Tulisan ini mungkin hanya setitik debu bagi pergolakan umat Islam hari ini yang sudah mengkristral selama 14 abad lamanya. Namun, di momen Ramadan di mana kita diharuskan untuk mengubur ego dan hawa nafsu ini, ada baiknya kita sejenak merenung secara kontemplatif; sudahkah kita sebagai individu memiliki jiwa satu-kesatuan sebagai umat Muslim?
Atau, kita masih terhunus pedang panjang berlumuran darah bernama ego sektoral dan sentimen primordialisme berbasis golongan?

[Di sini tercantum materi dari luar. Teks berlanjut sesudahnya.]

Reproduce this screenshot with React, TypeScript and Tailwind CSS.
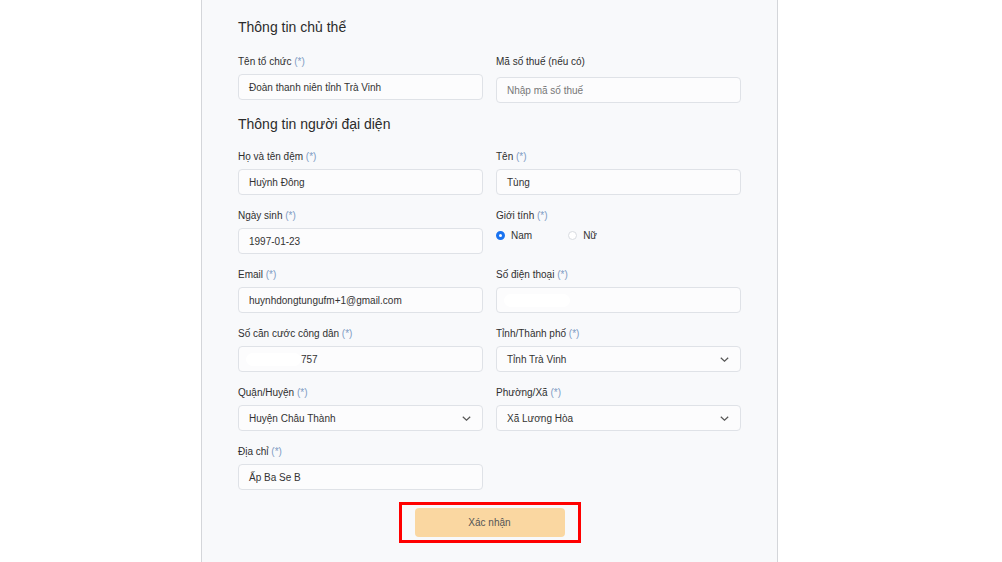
import React from "react";

const font = { fontFamily: '"Liberation Sans", Arial, sans-serif' };

function Label({ text, req = true }: { text: string; req?: boolean }) {
  return (
    <div className="h-[14px] leading-[14px] text-[10px] text-[#2f2f2f] mt-[1px] mb-[5px] whitespace-nowrap">
      {text}
      {req && <span className="text-[#7f9cc4]"> (*)</span>}
    </div>
  );
}

function Input({ value, placeholder, children }: { value?: string; placeholder?: string; children?: React.ReactNode }) {
  return (
    <div className="h-[26px] rounded-[4px] border border-[#dfe2e7] bg-[#fcfcfd] flex items-center px-[10px] text-[10px] text-[#333]">
      {children ?? (value ? <span>{value}</span> : <span className="text-[#777]">{placeholder}</span>)}
    </div>
  );
}

function Chevron() {
  return (
    <svg width="9" height="5" viewBox="0 0 9 5" fill="none">
      <path d="M0.8 0.8 L4.5 4.2 L8.2 0.8" stroke="#555" strokeWidth="1.2" />
    </svg>
  );
}

function Select({ value }: { value: string }) {
  return (
    <div className="h-[26px] rounded-[4px] border border-[#dfe2e7] bg-[#fcfcfd] flex items-center justify-between pl-[10px] pr-[11px] text-[10px] text-[#333]">
      <span>{value}</span>
      <Chevron />
    </div>
  );
}

function Field({ label, req = true, children }: { label: string; req?: boolean; children: React.ReactNode }) {
  return (
    <div className="flex flex-col">
      <Label text={label} req={req} />
      {children}
    </div>
  );
}

export default function App() {
  return (
    <div className="w-[1002px] h-[562px] bg-white overflow-hidden" style={font}>
      <div className="ml-[201px] w-[577px] h-[562px] border-x border-[#d4d6da] bg-[#f8f9fb] px-[36px] pt-[17px]">
        <div className="h-[20px] leading-[20px] text-[14px] text-[#2b2b2b]">Thông tin chủ thể</div>
        <div className="grid grid-cols-2 gap-x-[13px] mt-[17px]">
          <Field label="Tên tổ chức">
            <Input value="Đoàn thanh niên tỉnh Trà Vinh" />
          </Field>
          <div className="flex flex-col">
            <Label text="Mã số thuế (nếu có)" req={false} />
            <div className="mt-[3px]">
              <Input placeholder="Nhập mã số thuế" />
            </div>
          </div>
        </div>
        <div className="mt-[11px] h-[20px] leading-[20px] text-[14px] text-[#2b2b2b]">Thông tin người đại diện</div>
        <div className="grid grid-cols-2 gap-x-[13px] gap-y-[13px] mt-[15px]">
          <Field label="Họ và tên đệm">
            <Input value="Huỳnh Đông" />
          </Field>
          <Field label="Tên">
            <Input value="Tùng" />
          </Field>
          <Field label="Ngày sinh">
            <Input value="1997-01-23" />
          </Field>
          <Field label="Giới tính">
            <div className="flex items-center h-[14px] text-[10px] text-[#333]">
              <div className="flex items-center gap-[6px] mr-[36px]">
                <span className="w-[9px] h-[9px] rounded-full border-[3px] border-[#1a73f0] bg-white" />
                <span>Nam</span>
              </div>
              <div className="flex items-center gap-[6px]">
                <span className="w-[9px] h-[9px] rounded-full border border-[#d9dce1] bg-white" />
                <span>Nữ</span>
              </div>
            </div>
          </Field>
          <Field label="Email">
            <Input value="huynhdongtungufm+1@gmail.com" />
          </Field>
          <Field label="Số điện thoại">
            <Input>
              <span className="ml-[-3px] w-[66px] h-[13px] rounded-full bg-white" />
            </Input>
          </Field>
          <Field label="Số căn cước công dân">
            <Input>
              <span className="ml-[-3px] w-[55px] h-[13px] rounded-full bg-white" />
              <span>757</span>
            </Input>
          </Field>
          <Field label="Tỉnh/Thành phố">
            <Select value="Tỉnh Trà Vinh" />
          </Field>
          <Field label="Quận/Huyện">
            <Select value="Huyện Châu Thành" />
          </Field>
          <Field label="Phường/Xã">
            <Select value="Xã Lương Hòa" />
          </Field>
          <Field label="Địa chỉ">
            <Input value="Ấp Ba Se B" />
          </Field>
          <div />
        </div>
        <div className="flex justify-center mt-[12px]">
          <div className="border-[3px] border-[#ff0000] px-[13px] py-[3px]">
            <button className="w-[150px] h-[29px] rounded-[4px] bg-[#fad7a1] text-[10px] text-[#555]">Xác nhận</button>
          </div>
        </div>
      </div>
    </div>
  );
}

Masa depan umat Islam sungguh ditentukan oleh para pemeluknya. Namun, alih-alih memperkuat barisan, konflik internal menjadi pemandangan yang lazim ditemukan. Agaknya, kita harus berbenah sejenak dalam pikiran; kita cukupkan sejarah masa lalu sebagai beban sejarah, dan mulai melihat sejarah sebagai refleksi konstuktif untuk masa ini dan masa mendatang.
Untuk menutup, izinkan saya mengutip kegelisahan Syafii Maarif terhadap ini di salah satu tulisannya berjudul “Kotak Suni, Kotak Syi’i, Tinggalkan Kotak”:
“Perseteruan Suni-Syi’i ini belum juga padam dalam bilangan abad. Jika kita boleh berandai pada abad ke-21 ini, kejadian inilah yang akan berlaku: sekiranya Arab Saudi diserang Israel, tidak mustahil Iran akan membantu negara Zionis itu. Begitu pula sebaliknya: jika Iran diserang Israel, Arab Saudi akan berpihak kepada Israel.”